Friday, 20 December 2013

How I feel about Christmas

I'll try and keep this as un-Liz-Jones-like as possible.

A rather fuzzy picture of our tree
I love Christmas. I really do. I'm like a child, almost everything about it excites me - the food, the tree, the fairy-lights, the cheesy films. Mainly the food and the fact that it's ok to start drinking at 11am, but most of it gives me a warm, fuzzy feeling.

I think this is mostly because the Christmases of my childhood were epic. They lasted for weeks, or so it seemed. I lived with my grandmother for the first few years of my life, and even when I was with my mum and stepdad, I still spent most of the school holidays with Gran. She made two Christmas puddings and a huge breeze-block of a Christmas cake every year, and helping her ice it was my job. She wrote dozens of cards, and received dozens back - they'd be hung on string along every wall downstairs, and then we'd run out of room and have to start putting them upstairs. In the last few days before the 25th, she'd drive pretty much all over West Sussex, delivering presents and cards to friends and family. On the day itself, she'd cook one huge turkey, or sometimes two slightly smaller ones, in her trusty Aga (God, I miss that Aga), and there would be at least twelve of us sitting down to lunch. Invariably someone would have to have theirs on their lap, armchair pulled as close to 'the Big Table' as possible.

In the afternoon, we'd open presents - except for my grandfather, who'd be incredibly uninterested in his, and finally get around to opening them in February - and perhaps try and play a game of Scrabble or Monopoly. In fact, about the only thing that did get a response from Gramps was if someone tried to fish the coffee creams out of the Quality Street (I don't think they still do them). That someone was invariably me.

The evening would always find Gran in the kitchen, making people sandwiches with cold turkey or ham, regardless of whether they were hungry or not. She and her younger brother would start on the gin, and that would start them arguing, or energetically 'debating' politics. I always joined them - that's where the ham and cheese were - and sometimes when I'm tipsily debating current affairs with my friends now, I can see exactly where I came from.

So yeah. Those Christmases were brilliant.

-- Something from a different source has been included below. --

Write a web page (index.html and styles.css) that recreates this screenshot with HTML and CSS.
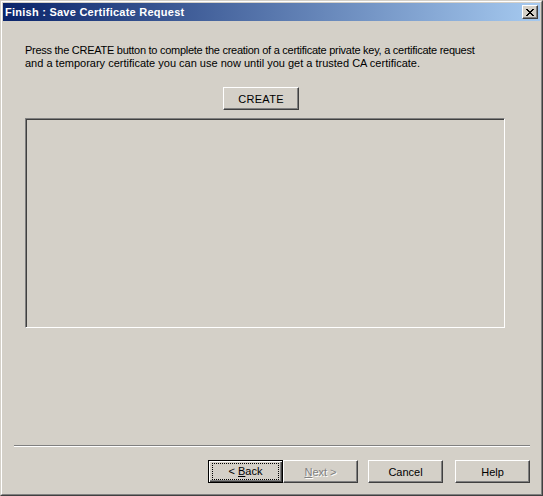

Now of course, it's different. A year passes slightly quicker, so it's not such an event - more "oh, it's Christmas again". I've said before that I'm definitely a winter person, so I still have a certain fondness for this twinkly, red-and-gold time of year. I have mixed feelings about it now though - Gran is, naturally, too elderly to be hosting guests and cooking for twelve, and Gramps has been gone nearly ten years. For I think what might be the first time ever, it's just going to be me, the parents and the siblings this year. The last few years, we've had Gran, my aunt and my uncle to ours, but this year, it's just us. In theory, this should mean my mother won't have a stress-induced psychotic break in the kitchen at 11am on Christmas morning - but I know her better than that. In theory, I should be looking forward to it - but as we've never been the kind of family that actually does things together, I don't know how it's going to go. When friends tell me they have plans with their families over Easter, for example, I find myself trying not to look at them as though they're utterly mad. The sheer amount of family-related things most people do over Christmas also baffles me - not because I don't understand that half the point of Christmas is being with one's family, but because the five of us are all so, so different, and rarely do anything as a group. Being with someone who's got four siblings and is part of a very close family makes me both jealous and claustrophobic. (I should note here that his family have never been anything but absolutely wonderful to me.)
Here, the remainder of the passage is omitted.